In many environments, the need for ETL processing is not a round-the-clock operation. Especially in smaller environments, SSIS packages are executed nightly, or in some cases only weekly or monthly. Similarly, it’s common to have a lighter day-to-day ETL workload, while the end of week or month processing requires more horsepower (and thus more servers) for those short-term spikes. In those cases, Azure VM(s) running SSIS could be started only when needed, and shut down until they’re needed again. This task can even be automated via PowerShell.
Create an Azure VM
Since this post is focused on SSIS interoperability, I’ll not get too deep into the nuts-and-bolts of actually creating the virtual machine that will run SSIS. You’ve got several options here, including BYOL (bring your own license), per-minute licensing, and manual installation. This post by Jimmy Wong from the SSIS team earlier this year outlines some of the licensing options. As always, pay attention to the license details so you remain compliant with licensing and don’t get surprised by charges.
Regardless of how you license your SSIS Azure VM, there are a few things that are required on that VM to make this work properly:
An installation of SQL Server on that VM. I recommend using at least SQL Server 2012, so you can make use of the new features introduced in that version (SSIS catalog, parameterization, etc.).
An SSIS catalog on the SSIS VM. This assumes that you are deploying packages to the SSIS catalog, which is highly recommended. Remember that the SSIS catalog must be created manually on a new installation of SQL Server, so don’t forget this step.
A logical connection to the source and destination locations. In a typical on-prem ETL architecture, data sources to which SSIS connects will either reside on the local network or will be reachable via internet address (such as SFTP servers). However, when running SSIS in an Azure VM, there is no physical LAN. You’ll need to use an Azure virtual network to build your logical LAN in the cloud, or use the Azure VPN gateway to connect multiple virtual networks. You can also use the VPN gateway to connect to on-prem data sources (more on that in a future post).
A solid security model. For most on-prem installations of SSIS, using Windows Authentication is the way to go. If your Azure infrastructure includes Active Directory integration (which is preferred), you can use this same authentication model on your Azure-based SSIS VM. For smaller environments without Active Directory integration in Azure, it’ll take a bit more attention to make it work since you’ll be relying on SQL authentication.
Running SSIS in an Azure VM
Once you have installed the components necessary to run SSIS in an Azure VM and set up the logical network connections, managing your SSIS architecture and running day-to-day ETL operations looks very much like an on-premises installation. The packages are stored on and executed from the SSIS catalog in the Azure VM, and that SSIS catalog becomes the center of the universe in terms of ETL ops and monitoring. Making connections to other SQL Server VMs, PaaS SQL databases (Azure SQL Database or SQL Data Warehouse), FTP servers, and other sources and destinations is very similar to those same operations in an on-prem SSIS server.

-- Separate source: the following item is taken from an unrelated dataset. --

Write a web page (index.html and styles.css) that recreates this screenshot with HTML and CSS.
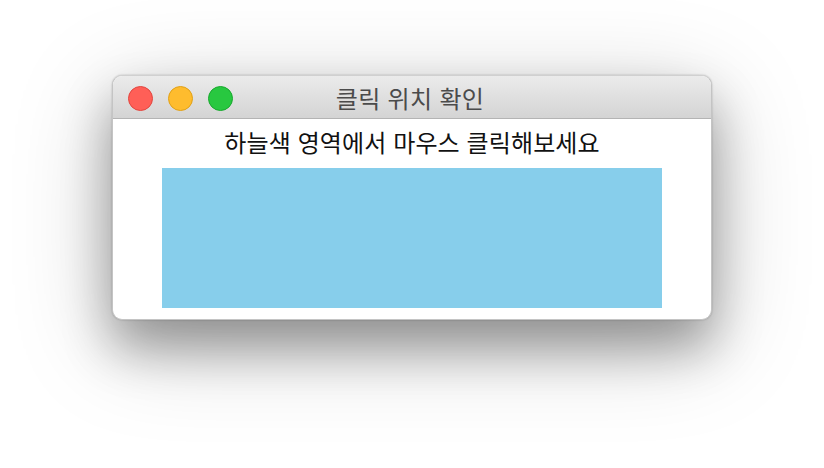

Be aware of how your SSIS database and other server-based assets are set up – especially where it comes to back ups and patching. If you do a roll-your-own setup where you build the VM from scratch, you’ll be responsible for all backups, patching, and other maintenance just like you would with an on-prem machine. For those new to running machines in Azure, this setup might be a good segue. On the other hand, using a pre-defined Azure image adds the benefit of automated backup and patching for SQL Server. There’s nothing wrong with either one of these options, but in either case, make sure your databases are properly backed up and maintained.
For package development, the same concepts would hold true for SSIS in an Azure VM as with an on-premises installation of SSIS. While it is possible to run the development tools directly on the VM that hosts the SSIS catalog, this is not recommended. Developing on a different machine – perhaps another Azure VM, or in an on-prem workstation – will reduce the performance impact and some of the other risks of logging in locally to the server.
As noted earlier, running SSIS in an Azure VM makes a lot of sense when data is being moved to or from a cloud destination. This architecture is particularly useful when the source and the destination are both in the cloud, where an Azure-based ETL VM would eliminate the overhead of bringing the data on-prem just to move it back to the cloud.
If, however, your ETL workload is limited to on-prem sources and destinations, you are unlikely to see as much immediate value in using a cloud-based ETL solution. There are probably some edge cases where an Azure SSIS node makes sense even for on-prem data movement, but those are few and far between.
Although there is no true platform-as-a-service (PaaS) version of SQL Server Integration Services, using SSIS in an Azure VM is a robust alternative. When part or all of your data is stored in the cloud, an SSIS-equipped Azure VM can reduce the time to get an ETL server configured, reduce the hardware costs, and allow for easy scaling up as your processing needs grow.